Creating a remote culture

Adam: Basecamp is truly a remote workforce, and your founders wrote the book on remote working. A lot of growing companies the first thing to go remote is support. Perhaps it’s to cover more time zones, to be where your customers are, or even reach 24/7 coverage. What’s been the key to creating a healthy culture among team members that are so spread out?

Chase: The biggest thing for me personally has been limits. I joke around with the rest of my family and say, “I can do my job from the middle of a field as long as I have a laptop and I have an internet connection somehow.” You don’t get a snow day. You can always work whenever you want to work, so one of the first things that we always instill in new hires is knowing your limits. Knowing when to turn off the computer, when to shut down the browser, when to walk away from it.

With customer support, there’s always another email in the queue, there’s always another chat that can be entered. There’s always another tweet that needs an answer, so it can be tough to know when to stop working now and just walk away.
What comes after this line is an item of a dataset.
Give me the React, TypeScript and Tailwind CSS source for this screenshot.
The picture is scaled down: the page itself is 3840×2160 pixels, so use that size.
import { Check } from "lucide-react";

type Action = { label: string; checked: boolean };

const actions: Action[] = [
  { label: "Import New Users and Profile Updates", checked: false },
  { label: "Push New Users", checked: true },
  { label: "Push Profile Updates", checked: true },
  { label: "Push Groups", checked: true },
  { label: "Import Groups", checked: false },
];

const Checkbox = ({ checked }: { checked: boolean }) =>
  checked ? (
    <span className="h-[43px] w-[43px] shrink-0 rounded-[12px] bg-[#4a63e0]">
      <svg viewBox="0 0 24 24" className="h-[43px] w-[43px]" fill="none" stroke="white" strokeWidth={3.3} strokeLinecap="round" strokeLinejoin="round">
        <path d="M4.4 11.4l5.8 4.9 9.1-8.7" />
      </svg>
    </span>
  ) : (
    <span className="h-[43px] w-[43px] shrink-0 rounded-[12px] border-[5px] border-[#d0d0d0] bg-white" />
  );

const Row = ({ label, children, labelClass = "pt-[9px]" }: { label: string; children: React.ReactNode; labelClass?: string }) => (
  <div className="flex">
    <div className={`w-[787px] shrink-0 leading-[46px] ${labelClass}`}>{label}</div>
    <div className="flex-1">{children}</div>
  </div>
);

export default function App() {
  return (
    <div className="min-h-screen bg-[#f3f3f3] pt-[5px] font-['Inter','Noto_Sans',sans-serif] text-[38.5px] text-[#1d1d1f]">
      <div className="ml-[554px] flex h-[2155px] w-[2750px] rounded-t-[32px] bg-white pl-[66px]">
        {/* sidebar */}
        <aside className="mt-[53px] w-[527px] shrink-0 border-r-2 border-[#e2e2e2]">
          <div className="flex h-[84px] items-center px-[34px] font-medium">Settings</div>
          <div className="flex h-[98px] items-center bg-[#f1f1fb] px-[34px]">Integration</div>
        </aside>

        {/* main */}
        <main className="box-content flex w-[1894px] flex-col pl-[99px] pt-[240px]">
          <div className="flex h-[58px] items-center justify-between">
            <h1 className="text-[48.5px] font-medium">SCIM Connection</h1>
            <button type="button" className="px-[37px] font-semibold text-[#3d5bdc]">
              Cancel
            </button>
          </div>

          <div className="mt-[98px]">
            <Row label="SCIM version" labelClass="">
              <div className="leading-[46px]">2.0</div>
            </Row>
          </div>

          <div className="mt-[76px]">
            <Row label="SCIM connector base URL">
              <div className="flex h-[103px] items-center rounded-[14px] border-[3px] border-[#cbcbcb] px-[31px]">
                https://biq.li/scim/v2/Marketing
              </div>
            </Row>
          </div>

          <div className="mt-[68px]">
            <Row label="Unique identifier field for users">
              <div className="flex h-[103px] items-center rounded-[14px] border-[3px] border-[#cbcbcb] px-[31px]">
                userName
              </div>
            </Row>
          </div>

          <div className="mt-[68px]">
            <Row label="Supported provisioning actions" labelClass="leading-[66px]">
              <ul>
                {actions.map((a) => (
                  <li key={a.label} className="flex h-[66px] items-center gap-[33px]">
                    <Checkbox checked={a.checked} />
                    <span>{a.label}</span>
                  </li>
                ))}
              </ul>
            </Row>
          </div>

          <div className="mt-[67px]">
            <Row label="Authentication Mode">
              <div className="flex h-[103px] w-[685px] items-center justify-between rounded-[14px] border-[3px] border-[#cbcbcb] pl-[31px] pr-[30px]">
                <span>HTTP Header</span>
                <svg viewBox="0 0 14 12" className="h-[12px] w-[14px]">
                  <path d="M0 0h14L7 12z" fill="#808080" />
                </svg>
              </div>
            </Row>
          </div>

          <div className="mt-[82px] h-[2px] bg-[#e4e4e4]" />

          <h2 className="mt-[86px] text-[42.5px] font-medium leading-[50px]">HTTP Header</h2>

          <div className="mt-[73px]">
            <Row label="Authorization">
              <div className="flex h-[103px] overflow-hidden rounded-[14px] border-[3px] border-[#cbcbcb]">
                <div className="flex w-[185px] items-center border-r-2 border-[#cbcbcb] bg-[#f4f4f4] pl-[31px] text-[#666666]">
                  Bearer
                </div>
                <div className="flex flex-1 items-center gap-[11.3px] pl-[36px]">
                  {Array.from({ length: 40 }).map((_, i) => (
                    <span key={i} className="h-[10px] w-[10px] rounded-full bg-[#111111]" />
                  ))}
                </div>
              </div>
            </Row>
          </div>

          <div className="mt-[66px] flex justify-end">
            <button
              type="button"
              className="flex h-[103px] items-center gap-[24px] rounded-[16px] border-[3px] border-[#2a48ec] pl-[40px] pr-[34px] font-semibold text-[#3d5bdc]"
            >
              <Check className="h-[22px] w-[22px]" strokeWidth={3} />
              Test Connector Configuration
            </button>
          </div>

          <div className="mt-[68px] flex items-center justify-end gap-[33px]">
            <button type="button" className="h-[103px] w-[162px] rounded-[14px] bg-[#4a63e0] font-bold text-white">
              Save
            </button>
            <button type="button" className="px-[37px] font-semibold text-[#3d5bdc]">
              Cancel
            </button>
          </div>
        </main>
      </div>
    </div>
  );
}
That’s one thing that I think is really key, especially when it comes to being a healthy contributing member on a remote team like ours. Know those limits, because if you don’t then it’s going to be a world of pain.
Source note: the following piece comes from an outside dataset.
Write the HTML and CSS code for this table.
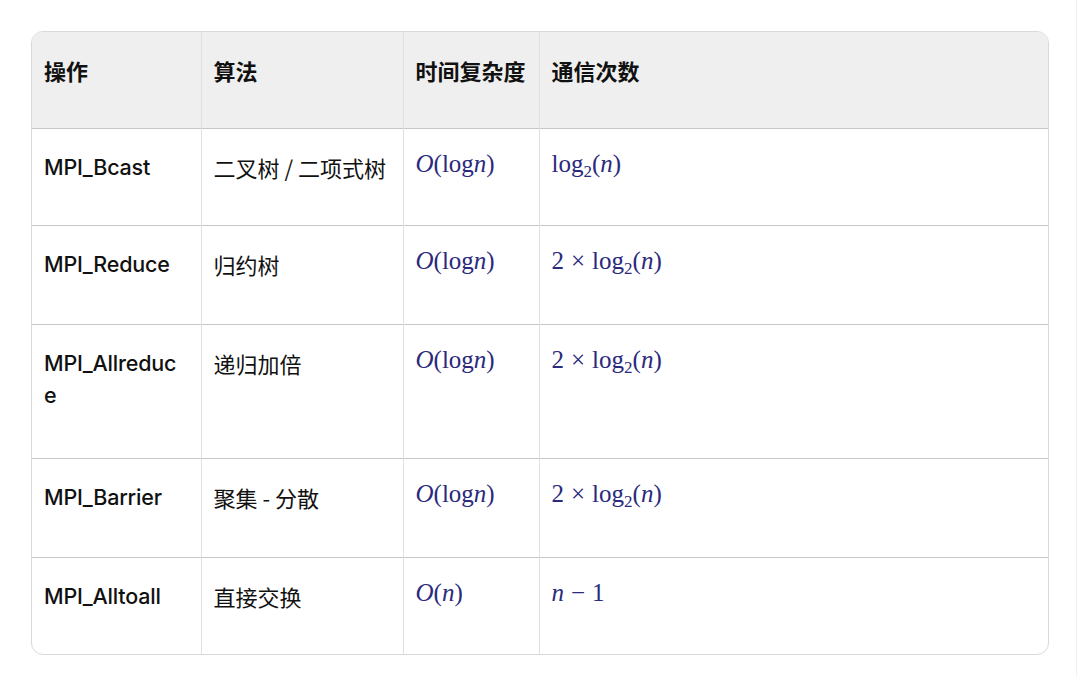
FILE: index.html
```html
<!DOCTYPE html>
<html lang="zh">
<head>
<meta charset="utf-8">
<link rel="stylesheet" href="styles.css">
</head>
<body>
<div class="page">
  <div class="card">
    <table class="tbl">
      <colgroup>
        <col class="c1"><col class="c2"><col class="c3"><col class="c4">
      </colgroup>
      <thead>
        <tr class="h0">
          <th>操作</th><th>算法</th><th>时间复杂度</th><th>通信次数</th>
        </tr>
      </thead>
      <tbody>
        <tr class="h1">
          <td class="op">MPI_Bcast</td>
          <td>二叉树 / 二项式树</td>
          <td class="m"><i>O</i>(log<i>n</i>)</td>
          <td class="m">log<sub>2</sub>(<i>n</i>)</td>
        </tr>
        <tr class="h2">
          <td class="op">MPI_Reduce</td>
          <td>归约树</td>
          <td class="m"><i>O</i>(log<i>n</i>)</td>
          <td class="m">2<span class="op2">×</span>log<sub>2</sub>(<i>n</i>)</td>
        </tr>
        <tr class="h3">
          <td class="op">MPI_Allreduce</td>
          <td>递归加倍</td>
          <td class="m"><i>O</i>(log<i>n</i>)</td>
          <td class="m">2<span class="op2">×</span>log<sub>2</sub>(<i>n</i>)</td>
        </tr>
        <tr class="h4">
          <td class="op">MPI_Barrier</td>
          <td>聚集 - 分散</td>
          <td class="m"><i>O</i>(log<i>n</i>)</td>
          <td class="m">2<span class="op2">×</span>log<sub>2</sub>(<i>n</i>)</td>
        </tr>
        <tr class="h5">
          <td class="op">MPI_Alltoall</td>
          <td>直接交换</td>
          <td class="m"><i>O</i>(<i>n</i>)</td>
          <td class="m"><i>n</i><span class="op2">−</span>1</td>
        </tr>
      </tbody>
    </table>
  </div>
</div>
</body>
</html>
```

FILE: styles.css
```css
html, body {
  margin: 0;
  padding: 0;
  background: #ffffff;
}
.page {
  width: 1077px;
  height: 677px;
  box-sizing: border-box;
  padding: 31px 0 0 31px;
  border-right: 1px solid #f1f1f1;
}
.card {
  width: 1018px;
  box-sizing: border-box;
  border: 1px solid #d9d9d9;
  border-radius: 12px;
  overflow: hidden;
}
.tbl {
  width: 100%;
  border-collapse: collapse;
  table-layout: fixed;
  font-family: "Noto Sans CJK SC", "Noto Sans", sans-serif;
  font-size: 22px;
  font-weight: 400;
  color: #111111;
}
.c1 { width: 169px; }
.c2 { width: 202px; }
.c3 { width: 136px; }
.tbl th, .tbl td {
  text-align: left;
  vertical-align: top;
  padding: 22px 12px 0 12px;
  line-height: 32px;
  border-left: 1px solid #e0e0e0;
  word-break: break-all;
}
.tbl td.op {
  font-family: "Inter", "Noto Sans CJK SC", sans-serif;
  font-size: 21.5px;
  font-weight: 500;
  letter-spacing: -0.2px;
  padding-right: 14px;
}
.tbl th:first-child, .tbl td:first-child { border-left: none; }
.tbl th {
  background: #efefef;
  font-weight: 700;
}
.tbl tbody tr { border-top: 1.5px solid #c6c6c6; }
.h0 { height: 96px; }
.h1 { height: 97px; }
.h2 { height: 99px; }
.h3 { height: 134px; }
.h4 { height: 99px; }
.h5 { height: 97px; }
.tbl td.m {
  font-family: "Liberation Serif", "DejaVu Serif", serif;
  font-size: 25px;
  font-weight: 400;
  color: #2b2a7c;
  padding-top: 19px;
  white-space: nowrap;
  word-break: normal;
}
.m i { font-style: italic; }
.m sub {
  font-size: 17px;
  vertical-align: -5px;
  line-height: 0;
}
.op2 { padding: 0 7px; }
```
Know those limits, because if you don’t then it’s going to be a world of pain.

Adam: Do you have to go the extra mile when it comes to sharing information that everyone has learned when they’re spread apart like that, and not retreat into silos with the things you’re learning in customer conversations every day?
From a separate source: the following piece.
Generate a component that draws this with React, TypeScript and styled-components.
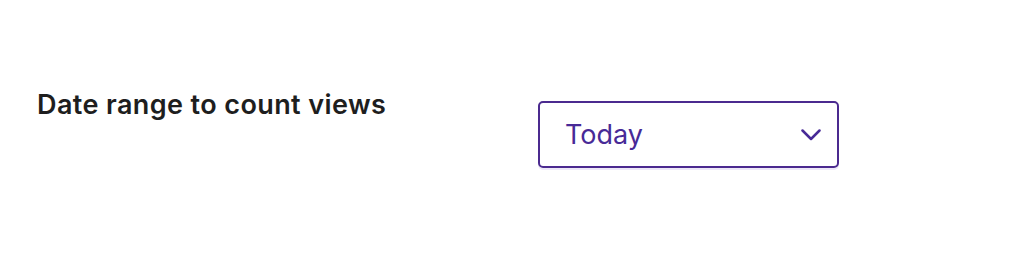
import React from "react";
import styled, { createGlobalStyle } from "styled-components";

const Global = createGlobalStyle`
  html, body { margin: 0; padding: 0; background: #fff; }
  body { font-family: Inter, "Noto Sans", sans-serif; }
`;

const Page = styled.div`
  width: 1014px;
  height: 258px;
  box-sizing: border-box;
  padding: 89px 0 0 37px;
  display: flex;
  align-items: flex-start;
`;

const Label = styled.label`
  width: 501px;
  font-size: 27px;
  font-weight: 600;
  letter-spacing: 0.4px;
  color: #1e1e1e;
  line-height: 32px;
`;

const SelectBox = styled.div`
  margin-top: 12px;
  width: 301px;
  height: 67px;
  box-sizing: border-box;
  border: 2px solid #4b2a8f;
  border-radius: 5px;
  box-shadow: 0 2px 0 #ede8f8;
  display: flex;
  align-items: center;
  justify-content: space-between;
  padding: 0 16px 0 25px;
  color: #482a97;
  font-size: 27px;
  font-weight: 400;
`;

const Chevron = () => (
  <svg width="20" height="12" viewBox="0 0 20 12" fill="none">
    <path d="M1.5 1.5l8.5 8.5 8.5-8.5" stroke="#482a97" strokeWidth="2.5" strokeLinecap="round" strokeLinejoin="round" />
  </svg>
);

export default function App() {
  return (
    <>
      <Global />
      <Page>
        <Label>Date range to count views</Label>
        <SelectBox>
          <span>Today</span>
          <Chevron />
        </SelectBox>
      </Page>
    </>
  );
}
Chase: Absolutely. I mentioned earlier, we look for people that are good writers. The reason for that is because you have to be able to communicate in a written form whether it’s talking to a customer or it’s pitching a new idea to the rest of the team or giving an update on a project. All that happens for the most part via written text. Granted, you can do video tours of a new feature that you’re working on or a new idea. You can sprinkle in all sorts of images and pictures and things like that, but for the most part your ability to write well directly relates to how effective you are at being able to interact with the rest of your team.

You’re also doing a lot of this not only for the moment in time, but also for people down the road that are going to come back and read this later. When we’re writing out the explanation for why a design is a certain way, or why the choices we made to do live chat rather than this, we want to be able to effectively communicate them. That way our new hire six months down the road can read it and instantly be up to speed on that conversation.

The keys to a happy support team

Adam: So much of what we read every day about good support focuses on obvious things like keeping customers happy and avoiding churn, but at the foundation of all that you ultimately need a happy workforce. How do you facilitate career growth for your support team so they don’t feel like they have to leave support for a product or a customer success role for advancement? Are there things beyond people management that you can offer in the support?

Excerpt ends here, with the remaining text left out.